Submitting a tender is about putting yourself in line to supply goods or services to another business, organisation or government body.
A tender answers the question, “Why are you the best match for this task?” Whether it’s supplying computers to a state school or building a road, you need to convince the tender issuer that you have the skills, experience and tools to do the job.
To do this you need to first understand what you do best and why. Do you have the best IT techs in the business? An intimate understanding of infrastructure projects?
Knowing your strengths is the first step to a winning tender submission. Let's explore this and other tender tips.
Identify who you are
Your unique selling proposition (USP) is the answer to the question, ‘What can I do that no one else does?’ Your USP is the marketing statement that you use to sell your services and products. If you don’t have a USP, it’s time to get one – it’s why the market wants to connect with you rather than a competitor. Ideally, you have no competitors because you have created a niche market for yourself.
Once you have your USP and have done some soul-searching about your business identity, ask yourself if you qualify for the tender. Do you address its core requirements? Do you have the skillsets required or will you need to attach a consultant in a certain field to comply with the tender application? Finding your USP helps you answer these questions.
Detail your business reputation and skills
Tender submission readers pay lots of attention to the experience and skills of your staff, which is why it’s sometimes necessary to engage a consultant. But it's far better for your bid if you can show that you have a permanent member of your team with the necessary skillset, and that they have worked on similar projects. Are they recognised leaders in the industry? Presenting assessors with a dedicated team is important because it shows cohesion and collaboration skills are included in your offer.
Is your business an innovator in your field? Sometimes the tender request will ask for fresh thinking, for example new ways to improve the sustainability of a project.
Choose past examples that show your business adapting to changes in a situation. Adaptability is important when things go wrong. The tender issuer wants to know how you will respond in a crisis.
Demonstrate that you build relationships with your clients. This shows that you have a good reputation in the industry. Which clients can give references to show your track record of successful outcomes?

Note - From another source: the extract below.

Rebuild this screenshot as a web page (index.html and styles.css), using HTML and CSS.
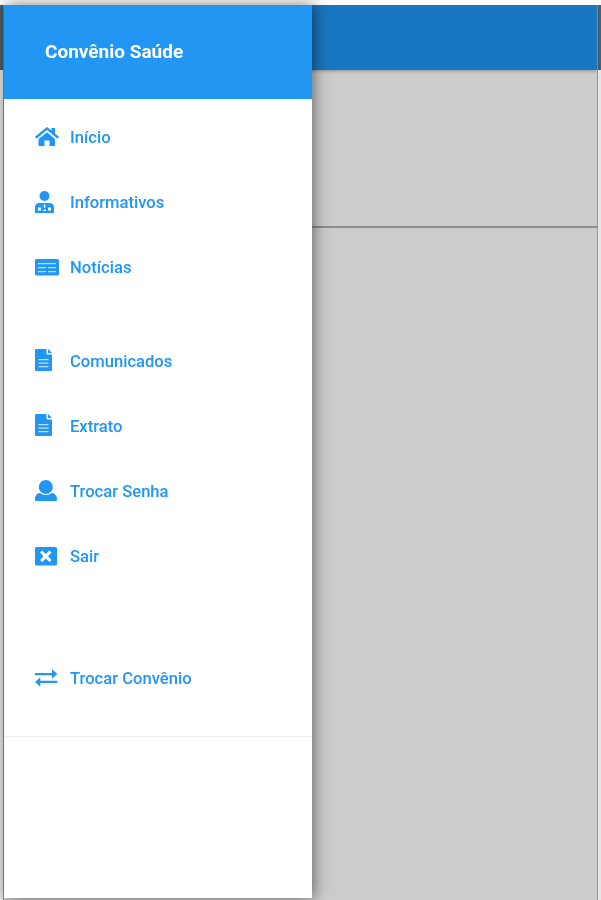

Show how you deliver outcomes
In terms of delivery, show you understand what the tender requires. Put those goals in context by focusing on delivery objectives and how will you achieve them. If you are providing construction services for a school, how will you achieve this without disrupting classes? What special considerations will be taken for student safety?
During the course of a project, how will you measure your performance? Think about milestones that you can include in the bid and indicate how you will meet each one. It could be as simple as providing completion dates for certain elements and what “completion” means in each case. Be as specific as possible, since attention to detail in your bid indicates how you will approach the tasks ahead.
Set yourself up for future bids
If this is your first tender, it's important to produce well-crafted staff profiles, equipment inventories and client testimonials. After the current process, these should be kept on file so the next tender team can draw on them. You may also have sourced documents for proof of industry and government standards compliance that can be filed away.
You now have a database of information, references and in-house strengths to use when preparing your next bid.
Finally, think positive! Even if you don't win the tender this time, going through the process clarifies your USP, strengths and weaknesses. In addition, you have put yourself on the customer’s radar. Next time you will be a known quantity with a much better concept of a winning tender.
A little outside assistance can also help. Contact us to find out how we can help you write your next tender.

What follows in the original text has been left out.